== STATED TASK ==
Extract each line of the material that follows exactly and omit its pictures.

== DATA EXCERPT ==

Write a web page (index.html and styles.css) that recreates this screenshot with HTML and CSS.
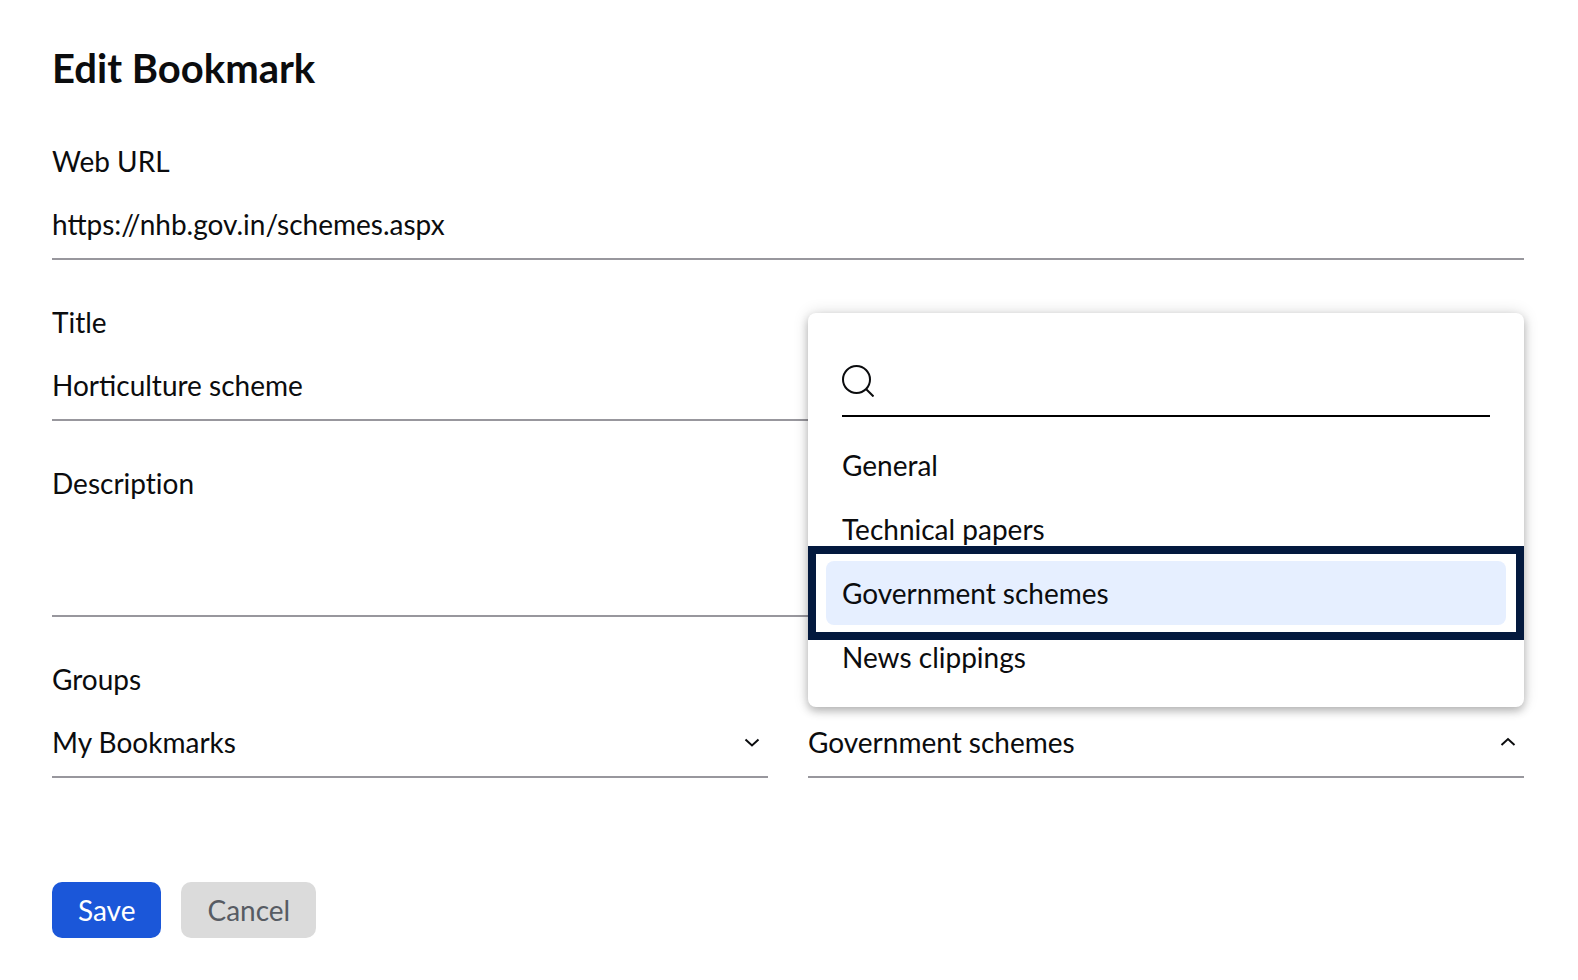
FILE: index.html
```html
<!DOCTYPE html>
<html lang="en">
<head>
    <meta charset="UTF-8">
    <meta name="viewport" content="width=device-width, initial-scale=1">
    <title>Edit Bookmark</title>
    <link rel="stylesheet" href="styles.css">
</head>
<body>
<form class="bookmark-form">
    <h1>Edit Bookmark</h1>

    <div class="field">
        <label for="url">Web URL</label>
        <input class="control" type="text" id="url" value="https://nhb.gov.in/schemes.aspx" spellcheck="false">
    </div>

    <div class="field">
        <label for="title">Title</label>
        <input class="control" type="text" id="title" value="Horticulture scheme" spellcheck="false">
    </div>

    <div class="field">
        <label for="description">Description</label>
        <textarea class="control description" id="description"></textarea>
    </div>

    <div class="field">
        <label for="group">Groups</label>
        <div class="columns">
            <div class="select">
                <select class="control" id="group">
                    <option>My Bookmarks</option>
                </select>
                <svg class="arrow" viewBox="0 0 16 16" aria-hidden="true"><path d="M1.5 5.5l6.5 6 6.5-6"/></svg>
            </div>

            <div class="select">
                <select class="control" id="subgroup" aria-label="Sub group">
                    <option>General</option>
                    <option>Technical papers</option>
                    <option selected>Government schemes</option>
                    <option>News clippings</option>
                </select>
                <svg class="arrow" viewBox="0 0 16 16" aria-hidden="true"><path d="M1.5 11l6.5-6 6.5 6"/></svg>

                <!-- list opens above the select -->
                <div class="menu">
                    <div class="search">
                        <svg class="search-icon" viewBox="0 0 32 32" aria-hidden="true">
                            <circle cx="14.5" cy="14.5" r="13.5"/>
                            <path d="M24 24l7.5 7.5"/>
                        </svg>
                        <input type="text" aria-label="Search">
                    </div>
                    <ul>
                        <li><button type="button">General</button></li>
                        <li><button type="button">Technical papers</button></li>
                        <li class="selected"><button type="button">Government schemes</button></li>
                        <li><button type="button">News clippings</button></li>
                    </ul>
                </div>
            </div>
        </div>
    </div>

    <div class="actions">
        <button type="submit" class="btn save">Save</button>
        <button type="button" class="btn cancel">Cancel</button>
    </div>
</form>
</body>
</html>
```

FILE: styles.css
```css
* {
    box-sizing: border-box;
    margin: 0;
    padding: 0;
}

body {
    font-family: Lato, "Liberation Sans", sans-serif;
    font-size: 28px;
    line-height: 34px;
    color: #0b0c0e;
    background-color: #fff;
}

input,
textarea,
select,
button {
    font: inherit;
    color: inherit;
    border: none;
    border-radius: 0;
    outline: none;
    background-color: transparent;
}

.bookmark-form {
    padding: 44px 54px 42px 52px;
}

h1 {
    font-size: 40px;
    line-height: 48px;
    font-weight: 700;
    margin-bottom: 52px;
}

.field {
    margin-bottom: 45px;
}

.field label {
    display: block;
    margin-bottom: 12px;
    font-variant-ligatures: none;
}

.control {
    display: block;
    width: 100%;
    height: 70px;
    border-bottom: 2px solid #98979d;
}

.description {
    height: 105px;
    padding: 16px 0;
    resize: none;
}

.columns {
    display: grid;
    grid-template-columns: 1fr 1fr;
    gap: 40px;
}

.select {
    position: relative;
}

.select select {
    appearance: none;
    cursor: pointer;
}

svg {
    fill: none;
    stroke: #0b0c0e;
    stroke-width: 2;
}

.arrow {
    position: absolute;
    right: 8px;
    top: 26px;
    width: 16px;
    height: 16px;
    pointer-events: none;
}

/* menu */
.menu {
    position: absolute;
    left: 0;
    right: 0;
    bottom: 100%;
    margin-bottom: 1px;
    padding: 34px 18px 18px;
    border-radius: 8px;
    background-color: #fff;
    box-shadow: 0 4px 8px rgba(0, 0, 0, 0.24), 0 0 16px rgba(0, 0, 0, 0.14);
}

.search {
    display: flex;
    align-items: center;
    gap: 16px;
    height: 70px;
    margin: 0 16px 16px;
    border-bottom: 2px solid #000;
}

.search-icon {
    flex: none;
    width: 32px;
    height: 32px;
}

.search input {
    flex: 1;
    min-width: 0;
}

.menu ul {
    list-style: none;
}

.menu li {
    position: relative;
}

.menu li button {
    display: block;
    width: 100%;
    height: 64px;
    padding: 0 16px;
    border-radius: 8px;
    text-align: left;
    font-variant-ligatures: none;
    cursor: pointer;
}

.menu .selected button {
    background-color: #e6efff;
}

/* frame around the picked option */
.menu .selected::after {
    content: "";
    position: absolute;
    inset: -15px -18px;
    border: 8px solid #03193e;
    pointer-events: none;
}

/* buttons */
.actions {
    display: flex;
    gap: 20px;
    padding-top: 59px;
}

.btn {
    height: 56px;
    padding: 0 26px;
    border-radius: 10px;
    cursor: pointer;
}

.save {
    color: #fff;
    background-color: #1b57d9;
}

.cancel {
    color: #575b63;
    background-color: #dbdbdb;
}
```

== REPLY TO THE TASK ==
Write a web page (index.html and styles.css) that recreates this screenshot with HTML and CSS.
FILE: index.html
```html
<!DOCTYPE html>
<html lang="en">
<head>
    <meta charset="UTF-8">
    <meta name="viewport" content="width=device-width, initial-scale=1">
    <title>Edit Bookmark</title>
    <link rel="stylesheet" href="styles.css">
</head>
<body>
<form class="bookmark-form">
    <h1>Edit Bookmark</h1>

    <div class="field">
        <label for="url">Web URL</label>
        <input class="control" type="text" id="url" value="https://nhb.gov.in/schemes.aspx" spellcheck="false">
    </div>

    <div class="field">
        <label for="title">Title</label>
        <input class="control" type="text" id="title" value="Horticulture scheme" spellcheck="false">
    </div>

    <div class="field">
        <label for="description">Description</label>
        <textarea class="control description" id="description"></textarea>
    </div>

    <div class="field">
        <label for="group">Groups</label>
        <div class="columns">
            <div class="select">
                <select class="control" id="group">
                    <option>My Bookmarks</option>
                </select>
                <svg class="arrow" viewBox="0 0 16 16" aria-hidden="true"><path d="M1.5 5.5l6.5 6 6.5-6"/></svg>
            </div>

            <div class="select">
                <select class="control" id="subgroup" aria-label="Sub group">
                    <option>General</option>
                    <option>Technical papers</option>
                    <option selected>Government schemes</option>
                    <option>News clippings</option>
                </select>
                <svg class="arrow" viewBox="0 0 16 16" aria-hidden="true"><path d="M1.5 11l6.5-6 6.5 6"/></svg>

                <!-- list opens above the select -->
                <div class="menu">
                    <div class="search">
                        <svg class="search-icon" viewBox="0 0 32 32" aria-hidden="true">
                            <circle cx="14.5" cy="14.5" r="13.5"/>
                            <path d="M24 24l7.5 7.5"/>
                        </svg>
                        <input type="text" aria-label="Search">
                    </div>
                    <ul>
                        <li><button type="button">General</button></li>
                        <li><button type="button">Technical papers</button></li>
                        <li class="selected"><button type="button">Government schemes</button></li>
                        <li><button type="button">News clippings</button></li>
                    </ul>
                </div>
            </div>
        </div>
    </div>

    <div class="actions">
        <button type="submit" class="btn save">Save</button>
        <button type="button" class="btn cancel">Cancel</button>
    </div>
</form>
</body>
</html>
```

FILE: styles.css
```css
* {
    box-sizing: border-box;
    margin: 0;
    padding: 0;
}

body {
    font-family: Lato, "Liberation Sans", sans-serif;
    font-size: 28px;
    line-height: 34px;
    color: #0b0c0e;
    background-color: #fff;
}

input,
textarea,
select,
button {
    font: inherit;
    color: inherit;
    border: none;
    border-radius: 0;
    outline: none;
    background-color: transparent;
}

.bookmark-form {
    padding: 44px 54px 42px 52px;
}

h1 {
    font-size: 40px;
    line-height: 48px;
    font-weight: 700;
    margin-bottom: 52px;
}

.field {
    margin-bottom: 45px;
}

.field label {
    display: block;
    margin-bottom: 12px;
    font-variant-ligatures: none;
}

.control {
    display: block;
    width: 100%;
    height: 70px;
    border-bottom: 2px solid #98979d;
}

.description {
    height: 105px;
    padding: 16px 0;
    resize: none;
}

.columns {
    display: grid;
    grid-template-columns: 1fr 1fr;
    gap: 40px;
}

.select {
    position: relative;
}

.select select {
    appearance: none;
    cursor: pointer;
}

svg {
    fill: none;
    stroke: #0b0c0e;
    stroke-width: 2;
}

.arrow {
    position: absolute;
    right: 8px;
    top: 26px;
    width: 16px;
    height: 16px;
    pointer-events: none;
}

/* menu */
.menu {
    position: absolute;
    left: 0;
    right: 0;
    bottom: 100%;
    margin-bottom: 1px;
    padding: 34px 18px 18px;
    border-radius: 8px;
    background-color: #fff;
    box-shadow: 0 4px 8px rgba(0, 0, 0, 0.24), 0 0 16px rgba(0, 0, 0, 0.14);
}

.search {
    display: flex;
    align-items: center;
    gap: 16px;
    height: 70px;
    margin: 0 16px 16px;
    border-bottom: 2px solid #000;
}

.search-icon {
    flex: none;
    width: 32px;
    height: 32px;
}

.search input {
    flex: 1;
    min-width: 0;
}

.menu ul {
    list-style: none;
}

.menu li {
    position: relative;
}

.menu li button {
    display: block;
    width: 100%;
    height: 64px;
    padding: 0 16px;
    border-radius: 8px;
    text-align: left;
    font-variant-ligatures: none;
    cursor: pointer;
}

.menu .selected button {
    background-color: #e6efff;
}

/* frame around the picked option */
.menu .selected::after {
    content: "";
    position: absolute;
    inset: -15px -18px;
    border: 8px solid #03193e;
    pointer-events: none;
}

/* buttons */
.actions {
    display: flex;
    gap: 20px;
    padding-top: 59px;
}

.btn {
    height: 56px;
    padding: 0 26px;
    border-radius: 10px;
    cursor: pointer;
}

.save {
    color: #fff;
    background-color: #1b57d9;
}

.cancel {
    color: #575b63;
    background-color: #dbdbdb;
}
```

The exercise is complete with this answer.